The Board's Truth in Lending regulations require creditors to provide consumers with disclosures about the loan terms, including a schedule of payments. For interest-only and payment option ARMs, the payment schedule shows consumers how their payments will increase to include amortization of the principal. The proposed interagency guidance includes recommended practices that describe how institutions can use their promotional materials to provide information about the features and risks of these products, especially the risk of payment shock. For example, the guidance recommends that institutions inform consumers about the maximum monthly payment they could be required to pay once interest rate caps and negative-amortization caps have been reached. The proposed guidance also lists recommended practices to address other risks. When negative amortization is possible, the guidance suggests that institutions alert consumers about the consequences of increasing principal balances and decreasing home equity. If both reduced- and full-documentation loan programs are offered, the draft guidance advises institutions to inform consumers if they will pay a pricing premium for the reduced-documentation loan. When institutions provide monthly statements with payment options, they are urged to include information that enables borrowers to make well-informed choices--information that explains each payment option and the impact of each choice.
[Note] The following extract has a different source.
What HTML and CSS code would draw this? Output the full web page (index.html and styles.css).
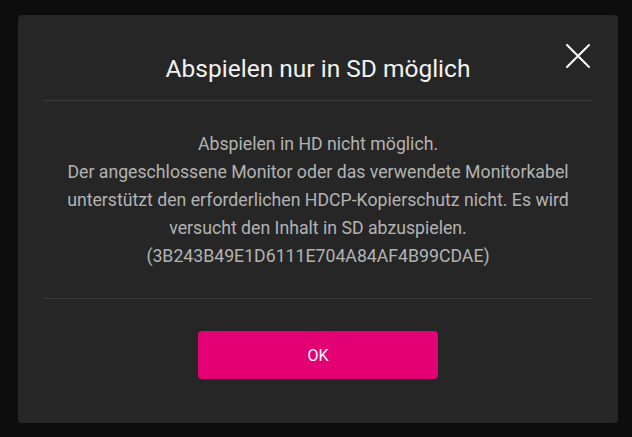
FILE: index.html
```html
<!DOCTYPE html>
<html lang="de">
<head>
<meta charset="utf-8">
<link rel="stylesheet" href="styles.css">
</head>
<body>
<div class="dialog">
  <div class="header">
    <h1 class="title">Abspielen nur in SD möglich</h1>
    <button class="close" aria-label="Schließen">
      <svg width="24" height="24" viewBox="0 0 24 24"><path d="M1 1 L23 23 M23 1 L1 23" stroke="#fff" stroke-width="2" stroke-linecap="round" fill="none"/></svg>
    </button>
  </div>
  <div class="body">
    <p class="message">Abspielen in HD nicht möglich.<br>Der angeschlossene Monitor oder das verwendete Monitorkabel unterstützt den erforderlichen HDCP-Kopierschutz nicht. Es wird versucht den Inhalt in SD abzuspielen.<br>(3B243B49E1D6111E704A84AF4B99CDAE)</p>
  </div>
  <div class="footer">
    <button class="ok">OK</button>
  </div>
</div>
</body>
</html>
```

FILE: styles.css
```css
html, body {
  margin: 0;
  height: 100%;
  background: #0d0d0d;
}
body {
  padding: 15px 14px 14px 18px;
  box-sizing: border-box;
  font-family: Roboto, "Liberation Sans", sans-serif;
}
.dialog {
  position: relative;
  width: 600px;
  height: 408px;
  background: #262626;
  border-radius: 4px;
  padding: 0 26px;
  box-sizing: border-box;
  display: flex;
  flex-direction: column;
}
.header {
  height: 86px;
  border-bottom: 1px solid #3c3c3c;
  display: flex;
  align-items: center;
  justify-content: center;
  padding-top: 22px;
  box-sizing: border-box;
}
.title {
  margin: 0;
  font-size: 24.5px;
  font-weight: 400;
  color: #f2f2f2;
}
.close {
  position: absolute;
  top: 29px;
  right: 28px;
  width: 24px;
  height: 24px;
  padding: 0;
  border: 0;
  background: none;
  display: flex;
}
.body {
  height: 197px;
  border-bottom: 1px solid #3c3c3c;
  display: flex;
  align-items: center;
  justify-content: center;
  padding: 0 10px;
}
.message {
  margin: 0;
  text-align: center;
  font-size: 17.7px;
  line-height: 28px;
  color: #b3b3b3;
}
.footer {
  flex: 1;
  display: flex;
  justify-content: center;
  padding-top: 32px;
}
.ok {
  width: 240px;
  height: 48px;
  background: #e20074;
  color: #fff;
  border: 0;
  border-radius: 4px;
  font-family: Roboto, "Liberation Sans", sans-serif;
  font-size: 16px;
}
```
The draft guidance also urges institutions to ensure that their advertisements, promotional materials, and oral communications are consistent with the product terms and that these communications provide clear, balanced, and timely information to consumers about the risks. This is important so that consumers have the information they need at critical decision times, such as when selecting a loan product or choosing a specific payment option each month. In general, bankers should ensure that borrowers are aware of the range of outcomes with a nontraditional mortgage.

Proposed Revisions to Regulatory Capital Rules
By now you have probably heard the news that the Federal Reserve Board reviewed and, in an open Board meeting on March 30, approved a draft of the interagency notice of proposed rulemaking (NPR) on the Basel II capital framework, seeking comment on that draft. The draft NPR and some statements made at the public meeting are now available on the Board's web site. The NPR is expected to be issued in the Federal Register once all of the U.S. banking agencies have completed their respective review and approval processes, at which time it will then be "officially" out for comment. That should all happen in the next few months.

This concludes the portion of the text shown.